Não há certo na natureza, não há nada desta bobagem. A natureza flui inconsciente de seu fluxo, estúpida seguidora de regras matematicamente precisas. Não cede um milímetro às pré-determinações. É previsível, apesar de ser impossível de se prever.

E você é só mais um nó nessa malha da natureza, resultado mais complexo de tudo, mas que não deixa de ser resultado.

Mas é tão incrível para o nosso bom senso assumir que tal complexidade seja obra do acaso, de tão improvável, que muitos se recusam a acreditar. O bom senso falha quando as escalas são diferentes daquelas em que o bom senso foi formado, restrita à nossa vida de alguns anos, à um raio de poucos quilômetros, à experiências limitadas.

O bom senso não crê. Não é útil para nosso córtex pré-frontal levar em consideração probabilidades tão pequenas. Já morreram de fome os homens que esperaram o peixe pular na boca. Mas a probabilidade é astronomicamente pequena, não nula. Penso, logo existo. Existo, logo é possível que eu exista.

Você não soluciona a improbabilidade tirando o acaso da jogada. Se não por acaso, foi planejado. O plano no caso seria tão complexo e improvável que, seguindo esse raciocínio, teria de ter sido criado por alguém. Se foi criado por alguém, estamos falando de razão, que é justamente o que seria tão complexo para ser explicado por um acaso. Então alguém criou o criador. Então alguém criou o criador do criador. E assim por diante.

Não vamos, então, assumir aqui que há um criador para solucionar a improbabilidade da vida, pois já vimos que não soluciona. Vamos imaginar por hora que, sem criador, o universo poderia ter sido do qualquer forma, com quaisquer ou sem regras, com ou sem sentido, com duas, três, onze, treze ou sessenta-e-quatro dimensões, ou sem dimensões, ou sem universo.

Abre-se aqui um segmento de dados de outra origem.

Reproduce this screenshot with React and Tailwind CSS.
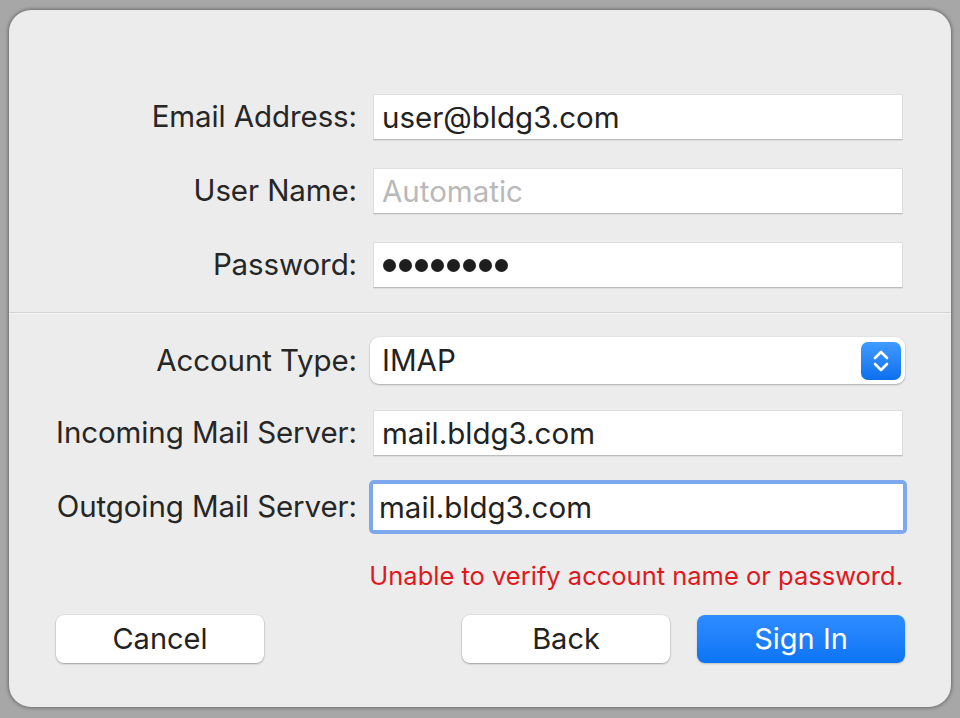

Em quais desses universos existiria este blog para conter esta análise? Ou seja, em quais desses universos possíveis, você estaria lá para ver? Certamente não em todos. Talvez em muitos, ou infinitos, mas pelo menos em um: este.

O universo já nasceu improvável, e era de se esperar que ele seria assim. As coisas sempre são do jeito que são. Sempre seriam do jeito que seriam. Sempre seriam de um jeito em detrimento de todos os outros. Sempre seriam improváveis.

Não se assuste se você sentiu dor de barriga às 11h07 da manhã de 18 de agosto de 2008, mesmo sendo a probabilidade de isto acontecer justamente nestas condições seja tão pequena que não existe uma forma de fazer esse número caber na página. Não se assuste se a sua dor de barriga dependeu de toda a história do universo para acontecer: das estrelas, da Terra, da vida, da barriga e, finalmente, da dor.

Não se sinta angustiado se tudo isso é tão maluco que você não entende. Você não nasceu para entender: nasceu para se reproduzir. Não se sinta culpado, não procure o correto, não seja hipócrita. Você está vivo, sabe-se lá como, e pode experimentar coisas. Aproveite sua vida, porque ela está acabando.